Using the listing below, report all lines holding the word "index".
-------------------------
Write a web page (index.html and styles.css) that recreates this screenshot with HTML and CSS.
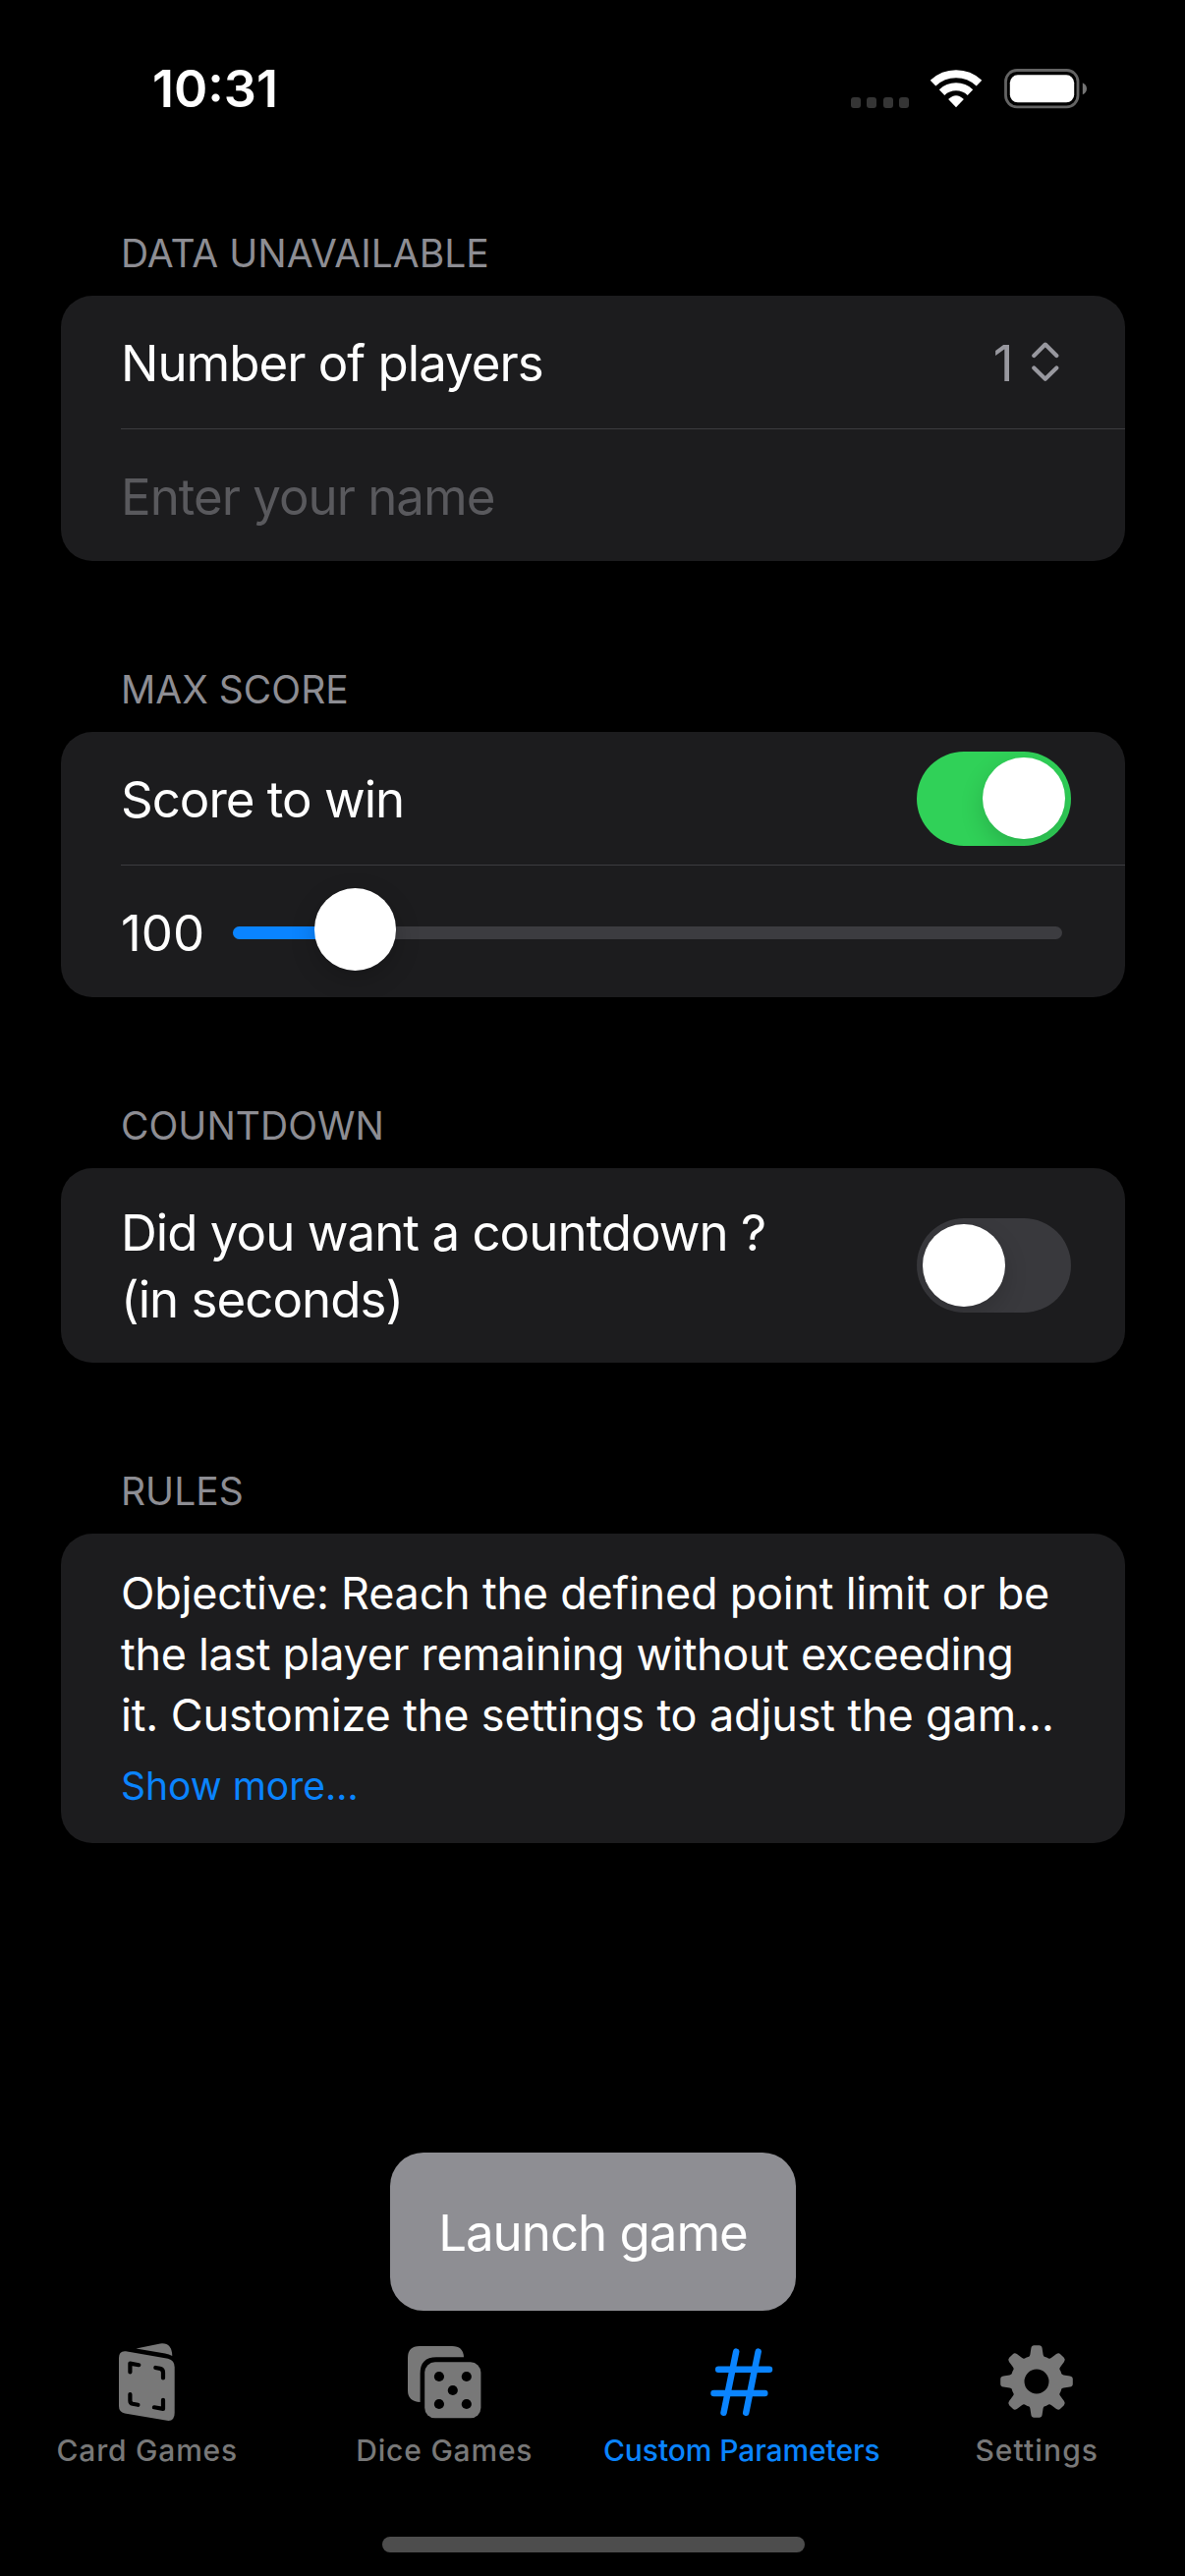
FILE: index.html
```html
<!DOCTYPE html>
<html lang="en">
<head>
<meta charset="utf-8">
<title>Custom Parameters</title>
<link rel="stylesheet" href="styles.css">
</head>
<body>
<header class="status">
  <div class="clock">10:31</div>
  <div class="indicators">
    <div class="dots"><i></i><i></i><i></i><i></i></div>
    <svg class="wifi" width="52" height="40" viewBox="0 0 52 40" fill="none" stroke="#fff" stroke-width="8">
      <path d="M2.6 14.65A34 34 0 0 1 49.4 14.65"/>
      <path d="M11.55 24.1A21 21 0 0 1 40.45 24.1"/>
      <path d="M26 39.3L18.1 31.1Q26 23.4 33.9 31.1Z" fill="#fff" stroke="none"/>
    </svg>
    <svg class="battery" width="84" height="41" viewBox="0 0 84 41">
      <rect x="1.5" y="1.5" width="73.5" height="37.3" rx="11.5" fill="none" stroke="#636363" stroke-width="2.8"/>
      <rect x="5.8" y="6.3" width="65.4" height="28" rx="8" fill="#fff"/>
      <path d="M79.8 14.2Q84 16.2 84 20.2T79.8 26.2Z" fill="#757575"/>
    </svg>
  </div>
</header>

<main class="form">
  <section class="group">
    <h2 class="heading">DATA UNAVAILABLE</h2>
    <div class="card">
      <div class="row">
        <span class="label">Number of players</span>
        <span class="picker">
          <span class="label">1</span>
          <svg width="28" height="42" viewBox="0 0 28 42" fill="none" stroke="#98989f" stroke-width="4.2" stroke-linecap="round" stroke-linejoin="round">
            <path d="M2.3 15L13.8 3.6L25.3 15M2.3 27.5L13.8 38.7L25.3 27.5"/>
          </svg>
        </span>
      </div>
      <div class="row"><span class="label placeholder">Enter your name</span></div>
    </div>
  </section>

  <section class="group">
    <h2 class="heading">MAX SCORE</h2>
    <div class="card">
      <div class="row">
        <span class="label">Score to win</span>
        <span class="toggle on"><i class="knob"></i></span>
      </div>
      <div class="row slider-row">
        <span class="label value">100</span>
        <div class="slider"><div class="fill"></div><i class="knob"></i></div>
      </div>
    </div>
  </section>

  <section class="group">
    <h2 class="heading">COUNTDOWN</h2>
    <div class="card">
      <div class="row tall">
        <span class="label double">Did you want a countdown ?<br>(in seconds)</span>
        <span class="toggle"><i class="knob"></i></span>
      </div>
    </div>
  </section>

  <section class="group">
    <h2 class="heading">RULES</h2>
    <div class="card rules">
      <p class="text">
        <span class="line">Objective: Reach the defined point limit or be</span>
        <span class="line snug">the last player remaining without exceeding</span>
        <span class="line loose">it. Customize the settings to adjust the gam…</span>
      </p>
      <a class="more">Show more…</a>
    </div>
  </section>
</main>

<button class="launch">Launch game</button>

<nav class="tabs">
  <a class="tab wide">
    <svg width="90" height="90" viewBox="0 0 90 90" fill="#787878">
      <path d="M32.5 10.6L57 5.4Q69 4 69.3 18Q66 16.2 62 15.5Z"/>
      <path d="M22 13.2L65 20.7Q71.7 22.3 71.7 29.5V76Q71.7 84.8 64 83.8L21 76.5Q15 75.3 15 69V20Q15 12.5 22 13.2Z"/>
      <g fill="none" stroke="#000" stroke-width="4.2" stroke-linecap="round" stroke-linejoin="round">
        <path d="M26.4 34.5V25.6L35.3 27.2"/>
        <path d="M52.3 30L57 30.9Q60 31.5 60 35V40.5"/>
        <path d="M26.4 57V63.5Q26.4 66.2 29 66.8L34.4 67.8"/>
        <path d="M60 62.8V71.9L50.9 70.3"/>
      </g>
    </svg>
    <span class="first">Card Games</span>
  </a>
  <a class="tab wide">
    <svg width="90" height="90" viewBox="0 0 90 90" fill="#787878">
      <path d="M20.6 65Q8 64.5 8 53V20Q8 8 20 8H53Q64.5 8 65 19.3H37Q20.6 19.3 20.6 36Z"/>
      <rect x="25.2" y="24.3" width="57.2" height="57" rx="10.5"/>
      <g fill="#000">
        <circle cx="39.9" cy="39" r="5.1"/><circle cx="67.8" cy="39" r="5.1"/>
        <circle cx="53.8" cy="53" r="5.1"/>
        <circle cx="39.9" cy="67" r="5.1"/><circle cx="67.8" cy="67" r="5.1"/>
      </g>
    </svg>
    <span>Dice Games</span>
  </a>
  <a class="tab active">
    <svg width="90" height="90" viewBox="0 0 90 90" fill="none" stroke="#0a84ff" stroke-width="6.5" stroke-linecap="round">
      <path d="M22.2 31.8H74M17.5 56H69.3M40.2 13.6L27.5 75.8M62.7 13.6L50.2 75.8"/>
    </svg>
    <span>Custom Parameters</span>
  </a>
  <a class="tab wider">
    <svg width="90" height="90" viewBox="0 0 90 90" fill="#787878">
      <defs><path id="tooth" d="M34.3 21Q37.8 19.8 38.4 16.5L39.4 10Q39.9 7.2 42.4 7.2H47.6Q50.1 7.2 50.6 10L51.6 16.5Q52.2 19.8 55.7 21Z"/></defs>
      <circle cx="45" cy="44" r="19.5" fill="none" stroke="#787878" stroke-width="14"/>
      <use href="#tooth"/>
      <use href="#tooth" transform="rotate(45 45 44)"/>
      <use href="#tooth" transform="rotate(90 45 44)"/>
      <use href="#tooth" transform="rotate(135 45 44)"/>
      <use href="#tooth" transform="rotate(180 45 44)"/>
      <use href="#tooth" transform="rotate(225 45 44)"/>
      <use href="#tooth" transform="rotate(270 45 44)"/>
      <use href="#tooth" transform="rotate(315 45 44)"/>
    </svg>
    <span>Settings</span>
  </a>
</nav>
<div class="home-bar"></div>
</body>
</html>
```
FILE: styles.css
```css
* { box-sizing: border-box; margin: 0; padding: 0; }

body {
  width: 1206px;
  height: 2622px;
  display: flex;
  flex-direction: column;
  background: #000;
  color: #fff;
  font-family: Inter, "Liberation Sans", sans-serif;
  overflow: hidden;
}

svg { display: block; flex: none; }

/* Status bar */
.status {
  height: 127.2px;
  flex: none;
  display: flex;
  justify-content: space-between;
  align-items: flex-start;
  padding: 60.5px 100px 0 155px;
}
.clock { font-size: 52px; font-weight: 600; line-height: 60px; }
.indicators { display: flex; align-items: flex-end; margin-top: 9px; height: 40px; }
.dots { display: flex; gap: 6.3px; margin-right: 22px; }
.dots i { width: 10.2px; height: 10.2px; border-radius: 3px; background: #353535; }
.wifi { margin-right: 22.7px; }
.battery { align-self: flex-start; }

/* Form */
.form { flex: 1; padding: 0 61.5px; }
.group { padding-top: 106.8px; }
.heading {
  padding-left: 61.5px;
  font-size: 39px;
  font-weight: 400;
  line-height: 48px;
  letter-spacing: 0.02px;
  color: #8d8d93;
}
.card {
  margin-top: 19px;
  border-radius: 32px;
  background: #1c1c1e;
}
.row {
  height: 135px;
  margin-left: 61.5px;
  padding-right: 55px;
  display: flex;
  align-items: center;
  justify-content: space-between;
}
.row + .row { height: 135.3px; border-top: 1px solid #3c3c3f; }
.row.tall { height: 198px; }
.label {
  margin-top: 3px;
  font-size: 51px;
  line-height: 60px;
  letter-spacing: -1px;
}
.label.double { margin-top: 1px; line-height: 68px; letter-spacing: -0.97px; }
.label.value { letter-spacing: 0; }
.placeholder { color: #59595d; }
.picker {
  display: flex;
  align-items: center;
  gap: 19px;
  margin-right: 12px;
  color: #98989f;
}

/* Toggle and slider */
.knob { display: block; width: 83.5px; height: 83.5px; border-radius: 50%; background: #fff; }
.toggle {
  width: 156.5px;
  height: 96px;
  padding: 6px;
  display: flex;
  flex: none;
  border-radius: 48px;
  background: #39393d;
  overflow: hidden;
}
.toggle.on { justify-content: flex-end; background: #30d158; }
.toggle .knob { box-shadow: 0 9px 24px rgba(0, 0, 0, 0.16); }
.slider-row { gap: 28.5px; padding-right: 64px; }
.slider {
  position: relative;
  flex: 1;
  height: 12.5px;
  margin-top: 3px;
  border-radius: 7px;
  background: #3c3c40;
}
.slider .fill { width: 125px; height: 100%; border-radius: 7px; background: #0a84ff; }
.slider .knob {
  position: absolute;
  left: 83px;
  top: -39px;
  box-shadow: 0 8px 26px rgba(0, 0, 0, 0.2);
}

/* Rules */
.rules { height: 315.5px; padding: 30px 61.5px 0; }
.line {
  display: block;
  font-size: 45px;
  line-height: 62px;
  letter-spacing: -0.235px;
  white-space: nowrap;
}
.line.snug { letter-spacing: -0.33px; }
.line.loose { letter-spacing: -0.14px; }
.more {
  display: block;
  margin-top: 17.5px;
  font-size: 39px;
  line-height: 48px;
  color: #0a84ff;
}

.launch {
  width: 413px;
  height: 161px;
  flex: none;
  align-self: center;
  margin-left: 1px;
  padding-top: 2px;
  border: 0;
  border-radius: 34px;
  background: #8e8e93;
  color: #fff;
  font: 400 51px/60px Inter, "Liberation Sans", sans-serif;
  letter-spacing: -1px;
}

/* Tab bar */
.tabs { display: grid; grid-template-columns: repeat(4, 1fr); margin-top: 28px; flex: none; }
.tab {
  display: flex;
  flex-direction: column;
  align-items: center;
  gap: 6px;
  font-size: 30px;
  font-weight: 500;
  line-height: 36px;
  letter-spacing: -0.09px;
  white-space: nowrap;
  color: #787878;
}
.tab.active { color: #0a84ff; }
.tab.active span { margin-left: 2px; }
.tab.wide { letter-spacing: 0.8px; }
.tab.wider { letter-spacing: 1.1px; }
.tab .first { margin-right: 2px; }

.home-bar {
  flex: none;
  align-self: center;
  width: 430px;
  height: 15.5px;
  margin: 70px 0 24.5px 1px;
  border-radius: 8px;
  background: #4d4d4d;
}
```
-------------------------
Worked answer ::
Write a web page (index.html and styles.css) that recreates this screenshot with HTML and CSS.
FILE: index.html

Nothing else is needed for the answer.